Como dijo en su funeral el Ordinario Militar de Italia, monseñor Santo Marcianó, “Claudio habrá experimentado, en este último tiempo, un grito inconsolable, pero el grito de Jesús se funde con el suyo y, estamos seguros, se convierte también para él en Vida que libera del sepulcro”. Es verdad, de este gran misterio sabemos una cosa: que ya estuvo presente en la lucha de Jesús en el Huerto de los Olivos, y que Jesús no habrá dejado de tenderle la mano en la oscuridad de la muerte.
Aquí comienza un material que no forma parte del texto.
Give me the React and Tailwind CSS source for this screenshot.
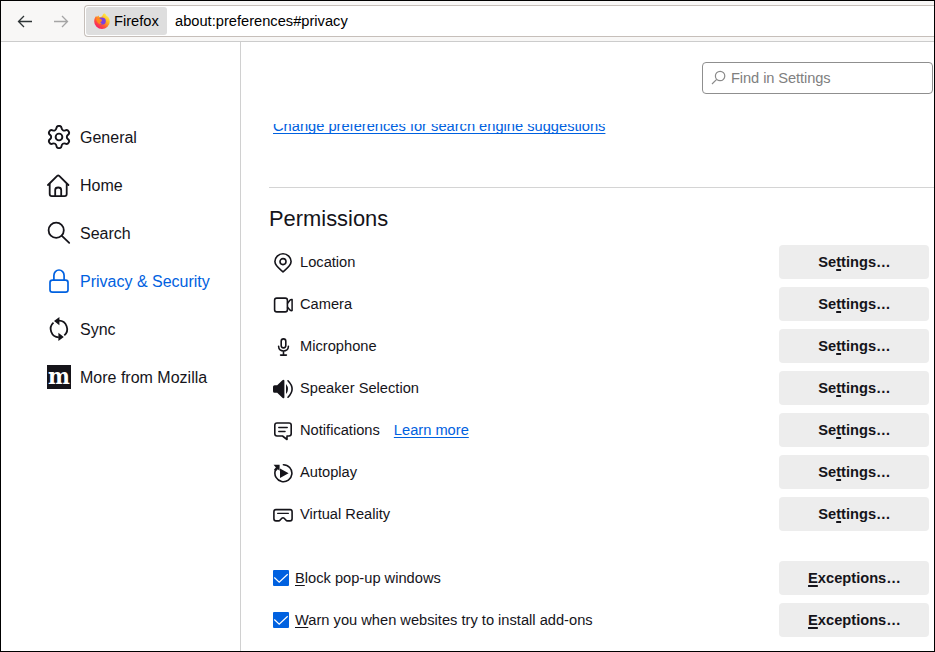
import React from "react";

function NavSvg({ children }) {
  return (
    <svg className="h-6 w-6 shrink-0" viewBox="0 0 24 24" fill="none" stroke="currentColor" strokeWidth="1.8" strokeLinecap="round" strokeLinejoin="round">
      {children}
    </svg>
  );
}

function RowSvg({ children }) {
  return (
    <svg className="mt-0.5 h-5 w-5 shrink-0" viewBox="0 0 20 20" fill="none" stroke="currentColor" strokeWidth="1.6" strokeLinecap="round" strokeLinejoin="round">
      {children}
    </svg>
  );
}

const navItems = [
  {
    label: "General",
    icon: (
      <NavSvg>
        <g transform="translate(12 12) scale(1.12) translate(-12 -12)" strokeWidth="1.7">
          <path d="M9.671 4.136a2.34 2.34 0 0 1 4.659 0 2.34 2.34 0 0 0 3.319 1.915 2.34 2.34 0 0 1 2.33 4.033 2.34 2.34 0 0 0 0 3.831 2.34 2.34 0 0 1-2.33 4.033 2.34 2.34 0 0 0-3.319 1.915 2.34 2.34 0 0 1-4.659 0 2.34 2.34 0 0 0-3.32-1.915 2.34 2.34 0 0 1-2.33-4.033 2.34 2.34 0 0 0 0-3.831A2.34 2.34 0 0 1 6.35 6.051a2.34 2.34 0 0 0 3.319-1.915" />
          <circle cx="12" cy="12" r="3" />
        </g>
      </NavSvg>
    ),
  },
  {
    label: "Home",
    icon: (
      <NavSvg>
        <path d="M1 12 L10.2 2.9 Q11.2 2 12.2 2.9 L21.4 12" />
        <path d="M2.7 11 V21 Q2.7 23.1 4.8 23.1 H17.6 Q19.7 23.1 19.7 21 V11" />
        <path d="M8.2 23 V17 Q8.2 14.5 11.2 14.5 Q14.2 14.5 14.2 17 V23" />
      </NavSvg>
    ),
  },
  {
    label: "Search",
    icon: (
      <NavSvg>
        <circle cx="9.2" cy="9.2" r="7.6" />
        <path d="M14.9 14.8 L22.2 21.9" />
      </NavSvg>
    ),
  },
  {
    label: "Privacy & Security",
    active: true,
    icon: (
      <NavSvg>
        <rect x="3" y="11.1" width="18" height="12" rx="2.4" strokeWidth="1.7" />
        <path d="M6.9 11 V6.4 A5.1 5.4 0 0 1 17.1 6.4 V11" strokeWidth="1.7" />
      </NavSvg>
    ),
  },
  {
    label: "Sync",
    icon: (
      <NavSvg>
        <path d="M12 3.7 A8.3 8.4 0 0 1 17.3 18.4" strokeLinecap="butt" />
        <path d="M11.8 20.3 A8.3 8.4 0 0 1 6.5 5.6" strokeLinecap="butt" />
        <path d="M12.4 0 V8.2 L7 4.1 Z M11.4 15.8 V24 L16.8 19.9 Z" fill="currentColor" stroke="none" />
      </NavSvg>
    ),
  },
  {
    label: "More from Mozilla",
    icon: (
      <span className="flex h-6 w-6 shrink-0 items-center justify-center bg-[#15141a] text-white">
        <span className="-translate-y-px text-[23px] font-bold leading-6 [font-family:'DejaVu_Serif_Condensed','DejaVu_Serif',serif]">m</span>
      </span>
    ),
  },
];

const permissions = [
  {
    label: "Location",
    icon: (
      <RowSvg>
        <path d="M10 18.8 C7.5 16.6 1.9 13 1.9 8.6 A8.1 7.8 0 0 1 18.1 8.6 C18.1 13 12.5 16.6 10 18.8 Z" />
        <circle cx="10" cy="8.6" r="3" />
      </RowSvg>
    ),
  },
  {
    label: "Camera",
    icon: (
      <RowSvg>
        <rect x="1.6" y="3.1" width="12.8" height="13.8" rx="2.2" />
        <path d="M14.6 8.2 L16.9 5.3 Q17.9 4.3 19.1 4.6 V15.6 Q17.9 15.9 16.9 14.9 L14.6 12.2" strokeWidth="1.5" />
      </RowSvg>
    ),
  },
  {
    label: "Microphone",
    icon: (
      <RowSvg>
        <rect x="8.2" y="1.9" width="4.6" height="9" rx="2.3" />
        <path d="M5.6 9.3 C5.6 15.5 15.4 15.5 15.4 9.3 M10.5 14 V18 M7.6 18.1 H13.4" />
      </RowSvg>
    ),
  },
  {
    label: "Speaker Selection",
    icon: (
      <RowSvg>
        <path d="M0 7.8 Q0 6.2 1.6 6.2 H4.2 L9.4 1.3 Q11.4 0 11.4 2 V18 Q11.4 20 9.4 18.7 L4.2 13.8 H1.6 Q0 13.8 0 12.2 Z" fill="currentColor" stroke="none" />
        <path d="M13 5 Q17 10 13 15 Z" fill="currentColor" stroke="none" />
        <path d="M15 1.8 Q23.2 10 15 18.2" strokeWidth="1.6" />
      </RowSvg>
    ),
  },
  {
    label: "Notifications",
    link: "Learn more",
    icon: (
      <RowSvg>
        <path d="M4 2 H16 Q18.2 2 18.2 4.2 V12.8 Q18.2 15 16 15 H14 V18.5 L9.5 15 H4 Q1.8 15 1.8 12.8 V4.2 Q1.8 2 4 2 Z" />
        <path d="M5.8 6.6 H14.2 M5.8 10.4 H12" strokeWidth="1.5" />
      </RowSvg>
    ),
  },
  {
    label: "Autoplay",
    icon: (
      <RowSvg>
        <path d="M10.4 1.7 A8.5 8.5 0 1 1 2.3 7.6" />
        <path d="M0.6 1.8 H6.6 V7.8 L4.8 6.2 L2.7 8.4 L1 6.6 L2.9 4.4 Z M7 5.4 V15 L15.6 10.2 Z" fill="currentColor" stroke="none" />
      </RowSvg>
    ),
  },
  {
    label: "Virtual Reality",
    icon: (
      <RowSvg>
        <path d="M3 4.6 H17 Q19.1 4.6 19.1 6.7 V13.5 Q19.1 15.9 17 15.9 H14.6 Q13.5 15.9 12.6 14.7 Q11 12.8 10 12.8 Q9 12.8 7.4 14.7 Q6.5 15.9 5.4 15.9 H3 Q.9 15.9 .9 13.5 V6.7 Q.9 4.6 3 4.6 Z" />
        <path d="M4.6 8.3 H15.4" strokeWidth="1.3" />
      </RowSvg>
    ),
  },
];

function Key({ children }) {
  return <span className="underline decoration-1 underline-offset-2 [text-decoration-skip-ink:none]">{children}</span>;
}

function Button({ before, letter, after }) {
  return (
    <button className="h-[34px] w-[150px] rounded bg-[#ededed] pl-px text-center font-bold leading-[34px]">
      {before}
      <span className="underline decoration-2 underline-offset-2 [text-decoration-skip-ink:none]">{letter}</span>
      {after}
    </button>
  );
}

function Check({ letter, rest }) {
  return (
    <div className="flex h-[34px] items-center pl-1">
      <svg className="h-4 w-4" viewBox="0 0 16 16">
        <rect width="16" height="16" rx="1" fill="#0061e0" />
        <path d="M1.3 7.5 L6.2 12.2 L14.7 4.2" fill="none" stroke="#fff" strokeWidth="1.2" />
      </svg>
      <span className="ml-1.5 flex-1">
        <Key>{letter}</Key>
        {rest}
      </span>
      <Button before="" letter="E" after="xceptions…" />
    </div>
  );
}

function FirefoxLogo() {
  return (
    <svg className="h-4 w-4" viewBox="0 0 16 16">
      <defs>
        <linearGradient id="flame" x1="0.85" y1="0.1" x2="0.2" y2="0.95">
          <stop offset="0" stopColor="#fff44f" />
          <stop offset="0.35" stopColor="#ffb21f" />
          <stop offset="0.65" stopColor="#ff5a36" />
          <stop offset="1" stopColor="#f5156c" />
        </linearGradient>
      </defs>
      <path d="M10.2 .2 C12 1.2 12.4 2.3 12.6 3 C14 3.2 15.8 5.6 15.8 8.4 A7.8 7.6 0 0 1 .2 8.4 C.2 6 1 4.2 2.2 2.9 L2.8 4 L4.4 2.6 L5.2 4 C6.5 4.2 8.2 3.6 8.4 2.8 Q8.8 1 10.2 .2 Z" fill="url(#flame)" />
      <path d="M5 5.8 Q6.2 4.4 8.6 4.6 Q12 5.2 11.8 8.4 Q11.4 11.6 8 11.6 Q5 11.4 4.6 8.8 Q5.6 9.4 7.2 8.8 L8.2 7.4 L6.2 6.8 Z" fill="#7b3fe0" />
      <path d="M2 5.4 Q4 4.4 5.4 5.6 L7.8 6.6 Q7.8 7.6 6.4 7.9 Q5.6 9.8 8 10 Q6 11.8 4 10 Q2.4 8.4 2 5.4 Z" fill="#ff8a1c" />
    </svg>
  );
}

export default function App() {
  return (
    <div className="flex h-[652px] w-[935px] flex-col overflow-hidden border border-black bg-white text-[14.67px] text-[#15141a] [font-family:'Liberation_Sans',Arial,sans-serif]">
      <header className="flex h-[41px] shrink-0 items-start border-b border-[#cccccc] bg-[#f8f7f6] pt-1">
        <div className="flex h-8 w-[83px] items-center gap-5 pl-4">
          <svg className="h-4 w-4" viewBox="0 0 16 16" fill="none" stroke="#2e3436" strokeWidth="1.3">
            <path d="M15 8.5 H1.5 M7 3 L1.5 8.5 L7 14" />
          </svg>
          <svg className="h-4 w-4" viewBox="0 0 16 16" fill="none" stroke="#a5a5a5" strokeWidth="1.3">
            <path d="M1 8.5 H14.5 M9 3 L14.5 8.5 L9 14" />
          </svg>
        </div>
        <div className="flex h-8 flex-1 items-center rounded-l border border-r-0 border-[#c6bfba] bg-white pl-px text-black">
          <div className="flex h-7 w-[81px] items-center gap-1 rounded-[3px] bg-[#dedede] pl-2">
            <FirefoxLogo />
            <span>Firefox</span>
          </div>
          <span className="ml-2">about:preferences#privacy</span>
        </div>
      </header>

      <div className="flex min-h-0 flex-1">
        <nav className="w-60 shrink-0 border-r border-[#d0d0d0] pl-[46px] pt-[71px] text-base">
          {navItems.map((item) => (
            <div key={item.label} className={"flex h-12 items-center gap-[9px] " + (item.active ? "text-[#0061e0]" : "")}>
              {item.icon}
              <span className="pt-0.5">{item.label}</span>
            </div>
          ))}
        </nav>

        <main className="flex min-w-0 flex-1 flex-col pl-7">
          <div className="flex h-[82px] shrink-0 justify-end pr-px pt-5">
            <div className="flex h-8 w-[231px] items-center rounded border border-[#8f8f8f] pl-2 text-[#808080]">
              <svg className="mr-1 h-4 w-4" viewBox="0 0 16 16" fill="none" stroke="#8a8a8a" strokeWidth="1.2">
                <circle cx="9.1" cy="6" r="4.7" />
                <path d="M5.7 9.4 L1 14" />
              </svg>
              <span className="tracking-[-0.09px]">Find in Settings</span>
            </div>
          </div>

          <div className="min-h-0 flex-1 overflow-hidden">
            <div className="-mt-[7px] h-[71px] border-b border-[#d4d4d4] pl-1 leading-[18px]">
              <a className="text-[#0061e0] underline decoration-1 underline-offset-2 [text-decoration-skip-ink:none]">Change preferences for search engine suggestions</a>
            </div>
            <h1 className="mt-[15px] h-[42px] text-[21.9px] leading-8">Permissions</h1>

            <div className="flex flex-col gap-2 pr-[5px]">
              {permissions.map((item) => (
                <div key={item.label} className="flex h-[34px] items-center pl-1">
                  {item.icon}
                  <span className="ml-[7px]">{item.label}</span>
                  {item.link && (
                    <a className="ml-[14px] text-[#0061e0] underline decoration-1 underline-offset-2 [text-decoration-skip-ink:none]">{item.link}</a>
                  )}
                  <span className="flex-1" />
                  <Button before="Se" letter="t" after="tings…" />
                </div>
              ))}
            </div>

            <div className="mt-[30px] flex flex-col gap-2 pr-[5px]">
              <Check letter="B" rest="lock pop-up windows" />
              <Check letter="W" rest="arn you when websites try to install add-ons" />
            </div>
          </div>
        </main>
      </div>
    </div>
  );
}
Este hombre que había ejercido la autoridad, que se ha codeado con los grandes de este mundo, que ha sido brillante y reconocido, perdió el camino en un recodo misterioso de la vida. Todos podemos extraviarnos en un momento, fruto de un dolor insoportable, de la soledad o del fracaso. He pensado que para mí la Iglesia es justamente la compañía que tantas veces me ha permitido recuperar el camino, la luz que me ha guiado en medio de la oscuridad de muchos extravíos. Dar el último adiós al general Graziano, dijo monseñor Marcianò, “nos compromete a vivir la vida en plenitud: en el valor del calor familiar; en la fraternidad de las relaciones humanas; en la fidelidad al trabajo que es vocación, en la búsqueda incansable de Dios, el único que puede acoger y saciar la sed humana de justicia, de amor y de paz".